The area is home to some of the rarest predatory birds of Bangladesh: the Indian spotted eagle, red-necked falcon, peregrine falcon and the Amur falcon.
The electric poles are regular perching spots for the migrating Amur falcon and shaheen falcon, a unique subspecies of peregrine falcon. The vast croplands and the river banks of South Keraniganj serve as a rest stop for diverse shorebirds.
The short-eared owls, the only migratory owl of Bangladesh, choose open scrublands of the area every year. The grass patches there offer sanctuary to all seven species of munias and at least three species of wild quails.
The homesteads of South Keraniganj are one of the easiest destinations near Dhaka to watch all the common rural birds of the country. The waterbodies, seasonal or perennial, and their aquatic vegetation are a favourite place for some of the most elusive snipes, bitterns, rails and crakes.
A national record
Blue-capped rock thrush and red-breasted flycatcher, two small migratory passerine birds, were first sighted in the open scrublands of South Keraniganj in Bangladesh.

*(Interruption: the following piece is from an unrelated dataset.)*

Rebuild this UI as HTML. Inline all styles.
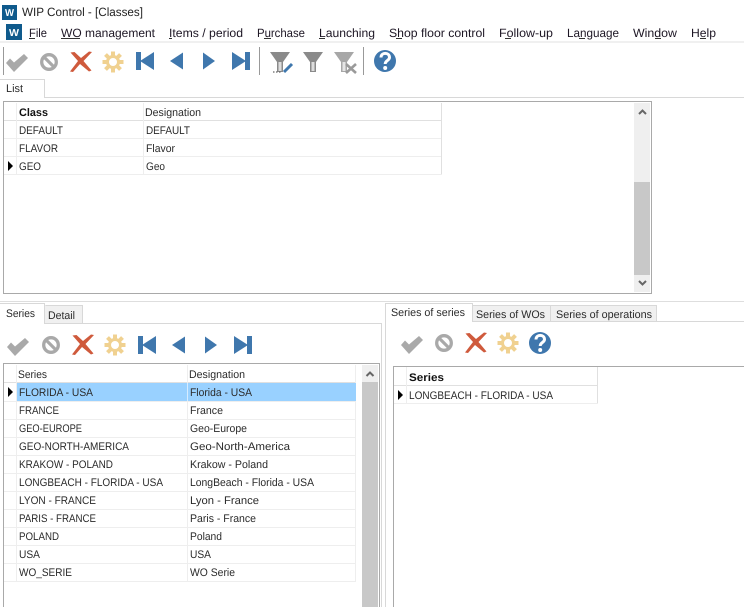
<!DOCTYPE html>
<html><head><meta charset="utf-8"><title>WIP Control - [Classes]</title>
<style>
html,body{margin:0;padding:0;background:#fff;width:744px;height:607px;overflow:hidden}
svg{display:block}
text{font-family:"Liberation Sans",sans-serif;font-size:11px;fill:#2a2a2a;text-rendering:geometricPrecision}
.m{font-size:12px;fill:#1d1624}
.b{font-weight:bold;fill:#111}
.l{fill:#eeeeee}
.h{fill:#e0e0e0}
.u{fill:#333}
</style></head><body>
<svg width="744" height="607" viewBox="0 0 744 607" xmlns="http://www.w3.org/2000/svg">
<defs>
<g id="chk"><path d="M-10 1L-6-3.500L-2 .5L8-8L12-4L-2 10Z" fill="#a9a9a9"/></g>
<g id="no"><circle r="7.300" fill="none" stroke="#a9a9a9" stroke-width="3.300"/><path d="M-5.500-5.500L5.500 5.500" stroke="#a9a9a9" stroke-width="3.200"/></g>
<g id="x"><path d="M-10.500-9.500L-6.500-10L0-4L8-10.500L11-10L2.500-1L10.500 8.500L8 9.500L-1 2L-8 10L-11 9.500L-3-1Z" fill="#cf5a3c"/></g>
<g id="gear"><circle r="5.500" fill="none" stroke="#f0d190" stroke-width="3"/><path d="M0-10.500V-6M0 10.500V6M-10.500 0H-6M10.500 0H6M-7.500-7.500L-4.500-4.500M7.500-7.500L4.500-4.500M-7.500 7.500L-4.500 4.500M7.500 7.500L4.500 4.500" stroke="#f0d190" stroke-width="4"/></g>
<g id="first"><path d="M-9-9H-4V9H-9ZM-5 0L9-9V9Z" fill="#3f77ad"/></g>
<g id="prev"><path d="M-7 0L6-8.500V8.500Z" fill="#3f77ad"/></g>
<g id="next"><path d="M6 0L-6-8.500V8.500Z" fill="#3f77ad"/></g>
<g id="last"><path d="M9-9H4V9H9ZM5 0L-9-9V9Z" fill="#3f77ad"/></g>
<g id="help"><circle r="11" fill="#3f77ad"/><path d="M-4-3.500C-4-9 4.500-9 4.500-3.500C4.500-.5 .2-.5 .2 3" fill="none" stroke="#fff" stroke-width="3"/><circle cx=".2" cy="7" r="2" fill="#fff"/></g>
<g id="fun"><path d="M-10-10H10L3 0V10H-3V0Z" fill="#8a8a8a"/><path d="M-1.500 0V9H1.500V0Z" fill="#dddddd"/></g>
</defs>

<!-- title bar -->
<rect x="2" y="5" width="15" height="15" fill="#0f5a8c"/>
<text x="5" y="16" textLength="9" lengthAdjust="spacingAndGlyphs" style="font-size:10px;font-weight:bold;fill:#fff">W</text>
<text class="m" x="22" y="16" textLength="121" lengthAdjust="spacingAndGlyphs" style="fill:#222">WIP Control - [Classes]</text>

<!-- menu -->
<rect x="6" y="24" width="16" height="16" fill="#0f5a8c"/>
<text x="9" y="36" textLength="10" lengthAdjust="spacingAndGlyphs" style="font-size:10px;font-weight:bold;fill:#fff">W</text>
<text class="m" x="29" y="37" textLength="18" lengthAdjust="spacingAndGlyphs">File</text>
<text class="m" x="61" y="37" textLength="94" lengthAdjust="spacingAndGlyphs">WO management</text>
<text class="m" x="169" y="37" textLength="74" lengthAdjust="spacingAndGlyphs">Items / period</text>
<text class="m" x="257" y="37" textLength="48" lengthAdjust="spacingAndGlyphs">Purchase</text>
<text class="m" x="319" y="37" textLength="56" lengthAdjust="spacingAndGlyphs">Launching</text>
<text class="m" x="389" y="37" textLength="96" lengthAdjust="spacingAndGlyphs">Shop floor control</text>
<text class="m" x="499" y="37" textLength="54" lengthAdjust="spacingAndGlyphs">Follow-up</text>
<text class="m" x="567" y="37" textLength="52" lengthAdjust="spacingAndGlyphs">Language</text>
<text class="m" x="633" y="37" textLength="44" lengthAdjust="spacingAndGlyphs">Window</text>
<text class="m" x="691" y="37" textLength="25" lengthAdjust="spacingAndGlyphs">Help</text>
<rect class="u" x="29" y="38" width="6" height="1"/><rect class="u" x="61" y="38" width="19" height="1"/><rect class="u" x="169" y="38" width="3" height="1"/><rect class="u" x="264" y="38" width="7" height="1"/><rect class="u" x="319" y="38" width="6" height="1"/><rect class="u" x="396" y="38" width="6" height="1"/><rect class="u" x="505" y="38" width="6" height="1"/><rect class="u" x="579" y="38" width="6" height="1"/><rect class="u" x="655" y="38" width="6" height="1"/><rect class="u" x="700" y="38" width="6" height="1"/>
<rect x="0" y="41" width="744" height="2" fill="#f0f0f0"/>

<!-- toolbar -->
<rect x="3" y="47" width="1" height="28" fill="#999"/>
<rect x="259" y="47" width="1" height="28" fill="#999"/>
<rect x="363" y="47" width="1" height="28" fill="#999"/>
<use href="#chk" x="16" y="62"/><use href="#no" x="49" y="62"/><use href="#x" x="81" y="62"/><use href="#gear" x="113" y="62"/>
<use href="#first" x="145" y="61"/><use href="#prev" x="177" y="61"/><use href="#next" x="209" y="61"/><use href="#last" x="241" y="61"/>
<use href="#fun" x="280" y="62"/>
<path d="M273 72H282" stroke="#666" stroke-width="1.200" stroke-dasharray="1.500 1.500"/>
<path d="M284 72L292 64" stroke="#3f77ad" stroke-width="3"/>
<use href="#fun" x="313" y="62"/>
<g opacity=".75"><use href="#fun" x="344" y="62"/></g>
<path d="M346 64L356 73M356 64L346 73" stroke="#9a9a9a" stroke-width="2.600"/>
<use href="#help" x="385" y="61"/>

<!-- tab List -->
<rect x="44" y="97" width="700" height="1" fill="#d8d8d8"/>
<rect x="0" y="79" width="44" height="1" fill="#d8d8d8"/>
<rect x="44" y="79" width="1" height="19" fill="#d8d8d8"/>
<text x="6" y="92" textLength="17" lengthAdjust="spacingAndGlyphs">List</text>

<!-- top grid -->
<rect x="3.500" y="101.500" width="648" height="192" fill="#fff" stroke="#a9a9a9"/>
<rect x="634" y="103" width="16" height="189" fill="#efefef"/>
<rect x="634" y="182" width="16" height="93" fill="#c8c8c8"/>
<path d="M639 114L642.500 110.500L646 114" fill="none" stroke="#666" stroke-width="2"/>
<path d="M639 281L642.500 284.500L646 281" fill="none" stroke="#666" stroke-width="2"/>
<rect class="h" x="4" y="120" width="438" height="1"/>
<rect class="l" x="4" y="138" width="438" height="1"/>
<rect class="l" x="4" y="156" width="438" height="1"/>
<rect class="l" x="4" y="174" width="438" height="1"/>
<rect class="l" x="16" y="103" width="1" height="71"/>
<rect class="l" x="143" y="103" width="1" height="71"/>
<rect class="h" x="441" y="103" width="1" height="71"/>
<path d="M8 161L13 166L8 171Z" fill="#000"/>
<text class="b" x="19" y="116" textLength="29" lengthAdjust="spacingAndGlyphs">Class</text>
<text x="145" y="116" textLength="56" lengthAdjust="spacingAndGlyphs">Designation</text>
<text x="19" y="134" textLength="44" lengthAdjust="spacingAndGlyphs">DEFAULT</text>
<text x="146" y="134" textLength="44" lengthAdjust="spacingAndGlyphs">DEFAULT</text>
<text x="19" y="152" textLength="39" lengthAdjust="spacingAndGlyphs">FLAVOR</text>
<text x="146" y="152" textLength="29" lengthAdjust="spacingAndGlyphs">Flavor</text>
<text x="19" y="170" textLength="22" lengthAdjust="spacingAndGlyphs">GEO</text>
<text x="146" y="170" textLength="19" lengthAdjust="spacingAndGlyphs">Geo</text>

<!-- splitter -->
<rect x="0" y="301" width="744" height="1" fill="#dedede"/>

<!-- left panel -->
<rect x="0" y="303" width="44" height="1" fill="#d8d8d8"/>
<rect x="44" y="303" width="1" height="20" fill="#d8d8d8"/>
<rect x="45" y="305" width="37" height="18" fill="#f0f0f0"/>
<path d="M45.500 305.500H82.500V323" fill="none" stroke="#d8d8d8"/>
<rect x="44" y="323" width="338" height="1" fill="#d8d8d8"/>
<rect x="381" y="323" width="1" height="284" fill="#d8d8d8"/>
<text x="6" y="317" textLength="29" lengthAdjust="spacingAndGlyphs">Series</text>
<text x="48" y="319" textLength="27" lengthAdjust="spacingAndGlyphs">Detail</text>
<use href="#chk" x="17" y="346"/><use href="#no" x="51" y="345"/><use href="#x" x="83" y="345"/><use href="#gear" x="115" y="345"/>
<use href="#first" x="147" y="345"/><use href="#prev" x="179" y="345"/><use href="#next" x="211" y="345"/><use href="#last" x="243" y="345"/>

<!-- series grid -->
<rect x="3" y="363" width="377" height="1" fill="#a9a9a9"/>
<rect x="3" y="363" width="1" height="244" fill="#a9a9a9"/>
<rect x="379" y="363" width="1" height="244" fill="#a9a9a9"/>
<rect x="362" y="365" width="16" height="242" fill="#efefef"/>
<rect x="362" y="382" width="16" height="225" fill="#c8c8c8"/>
<path d="M366.500 376L370 372.500L373.500 376" fill="none" stroke="#666" stroke-width="2"/>
<rect class="h" x="4" y="382" width="352" height="1"/>
<rect class="l" x="4" y="401" width="352" height="1"/><rect class="l" x="4" y="419" width="352" height="1"/><rect class="l" x="4" y="437" width="352" height="1"/><rect class="l" x="4" y="455" width="352" height="1"/><rect class="l" x="4" y="473" width="352" height="1"/><rect class="l" x="4" y="491" width="352" height="1"/><rect class="l" x="4" y="509" width="352" height="1"/><rect class="l" x="4" y="527" width="352" height="1"/><rect class="l" x="4" y="545" width="352" height="1"/><rect class="l" x="4" y="563" width="352" height="1"/><rect class="l" x="4" y="581" width="352" height="1"/>
<rect class="l" x="16" y="365" width="1" height="216"/>
<rect class="l" x="187" y="365" width="1" height="216"/>
<rect class="l" x="355" y="365" width="1" height="216"/>
<rect x="17" y="383" width="339" height="18" fill="#99d1ff"/>
<rect x="187" y="383" width="1" height="18" fill="#d6ecff"/>
<path d="M8 387L13 392L8 397Z" fill="#000"/>
<text x="18" y="378" textLength="29" lengthAdjust="spacingAndGlyphs">Series</text>
<text x="189" y="378" textLength="56" lengthAdjust="spacingAndGlyphs">Designation</text>
<text x="19" y="396" textLength="74" lengthAdjust="spacingAndGlyphs">FLORIDA - USA</text>
<text x="190" y="396" textLength="62" lengthAdjust="spacingAndGlyphs">Florida - USA</text>
<text x="19" y="414" textLength="40" lengthAdjust="spacingAndGlyphs">FRANCE</text>
<text x="190" y="414" textLength="33" lengthAdjust="spacingAndGlyphs">France</text>
<text x="19" y="432" textLength="63" lengthAdjust="spacingAndGlyphs">GEO-EUROPE</text>
<text x="190" y="432" textLength="57" lengthAdjust="spacingAndGlyphs">Geo-Europe</text>
<text x="19" y="450" textLength="110" lengthAdjust="spacingAndGlyphs">GEO-NORTH-AMERICA</text>
<text x="190" y="450" textLength="100" lengthAdjust="spacingAndGlyphs">Geo-North-America</text>
<text x="19" y="468" textLength="94" lengthAdjust="spacingAndGlyphs">KRAKOW - POLAND</text>
<text x="190" y="468" textLength="78" lengthAdjust="spacingAndGlyphs">Krakow - Poland</text>
<text x="19" y="486" textLength="144" lengthAdjust="spacingAndGlyphs">LONGBEACH - FLORIDA - USA</text>
<text x="190" y="486" textLength="124" lengthAdjust="spacingAndGlyphs">LongBeach - Florida - USA</text>
<text x="19" y="504" textLength="77" lengthAdjust="spacingAndGlyphs">LYON - FRANCE</text>
<text x="190" y="504" textLength="69" lengthAdjust="spacingAndGlyphs">Lyon - France</text>
<text x="19" y="522" textLength="77" lengthAdjust="spacingAndGlyphs">PARIS - FRANCE</text>
<text x="190" y="522" textLength="66" lengthAdjust="spacingAndGlyphs">Paris - France</text>
<text x="19" y="540" textLength="40" lengthAdjust="spacingAndGlyphs">POLAND</text>
<text x="190" y="540" textLength="32" lengthAdjust="spacingAndGlyphs">Poland</text>
<text x="19" y="558" textLength="21" lengthAdjust="spacingAndGlyphs">USA</text>
<text x="190" y="558" textLength="21" lengthAdjust="spacingAndGlyphs">USA</text>
<text x="19" y="576" textLength="53" lengthAdjust="spacingAndGlyphs">WO_SERIE</text>
<text x="190" y="576" textLength="45" lengthAdjust="spacingAndGlyphs">WO Serie</text>

<!-- right panel -->
<rect x="385" y="303" width="1" height="304" fill="#d8d8d8"/>
<rect x="385" y="303" width="87" height="1" fill="#d8d8d8"/>
<rect x="472" y="303" width="1" height="19" fill="#d8d8d8"/>
<rect x="473" y="305" width="183" height="17" fill="#f0f0f0"/>
<path d="M473 305.500H656.500V322M550.500 305.500V322" fill="none" stroke="#d8d8d8"/>
<rect x="472" y="321" width="272" height="1" fill="#d8d8d8"/>
<text x="391" y="316" textLength="74" lengthAdjust="spacingAndGlyphs">Series of series</text>
<text x="476" y="318" textLength="69" lengthAdjust="spacingAndGlyphs">Series of WOs</text>
<text x="556" y="318" textLength="96" lengthAdjust="spacingAndGlyphs">Series of operations</text>
<use href="#chk" x="411" y="344"/><use href="#no" x="444" y="343"/><use href="#x" x="476" y="343"/><use href="#gear" x="508" y="343"/><use href="#help" x="540" y="343"/>

<!-- right grid -->
<rect x="393" y="366" width="351" height="1" fill="#a9a9a9"/>
<rect x="393" y="366" width="1" height="241" fill="#a9a9a9"/>
<rect class="h" x="394" y="385" width="204" height="1"/>
<rect class="l" x="394" y="403" width="204" height="1"/>
<rect class="l" x="406" y="367" width="1" height="36"/>
<rect class="h" x="597" y="367" width="1" height="36"/>
<path d="M398 390L403 395L398 400Z" fill="#000"/>
<text class="b" x="409" y="381" textLength="35" lengthAdjust="spacingAndGlyphs">Series</text>
<text x="409" y="399" textLength="144" lengthAdjust="spacingAndGlyphs">LONGBEACH - FLORIDA - USA</text>
</svg>
</body></html>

The rock thrush was sighted in 2014 and the flycatcher in 2015. Both records created a national stir.
I saw the flycatcher. And the rock thrush is still in my lifers' list – a tally kept by birdwatchers containing yet-to-see species. It was the day after Eid-ul-Adha, I was reluctant to join a bird-walk. And, it turned out to be a miss of a lifetime.
Cost of development
I have been birding at South Keraniganj since 2012. Every time I go there, the first thing I notice is the change in topography.
As the area is a low-lying floodplain, there are attempts to raise the ground level with sand in every winter.
This is part of preparing the lands for residential and industrial plots. And this trend has overtaken almost all of South Keraniganj. So, every winter, the area appears as one big sand-dune.
With each passing year, the dune gets bigger, reaching the horizon. As the horizon is beaded with ever-increasing towers of brick kilns, the dune gets dotted with settlements and farms. And fewer natural features – agricultural lands, seasonal pools, open scrublands, and rivulets – remain.
The ominous honking of excavators
Last week I went to South Keraniganj, my first outing in the new normal. The change I observed was a hook to my good senses.
I saw a road being paved right through the middle of a prominent river tributary. Two excavators were levelling the road. As a safety measure, they kept on beeping. And they beeped throughout the evening.
The rustling of leaves, the chirping of birds, the whistling wind over the wetlands, the silence and the peace of South Keraniganj – everything got masked in their workaholic sighs.
I asked my fellow birders about the disturbing commotion. Everyone gave me a hard face and said, "There will be a train track here in due course."
My brain again failed to grasp the bigger picture. I could not concentrate on birdwatching anymore. Experiencing extinction is not easy.
However, South Keraniganj is also famous for its diverse native fishes at this time of the year.
So, to allow my pent-up thoughts a doorway outward, I talked to some locals.
"What do you think about the road and the train track?'' I asked an elderly who was observing his fish-traps with the determination I saw in a kingfisher a few moments ago.
"Nothing will happen. The river confluence will stay the same,'' he said with confidence.
I stayed silent and wished for his prediction to come true.
However, in the evening we saw about 30 bird species. There were yellow bitterns, cinnamon bitterns and watercocks. Last month my birding mates regularly saw black bitterns. Not many places in Bangladesh are known to birdwatchers that can offer these many rarities at a single site.
We observed fewer whistling ducks as they attempted to spend the night in the hyacinths and phragmites. Ultimately, they decided otherwise because of the unpleasantly loud noise coming from the excavators. There were bronze-winged jacanas. And one of the males was calling constantly; as if it was contesting with the ominous beep.
I left the place at sundown. I know there is no stopping of the fated conversion of South Keraniganj. But what was that jacana whooping about? Was it cursing mankind?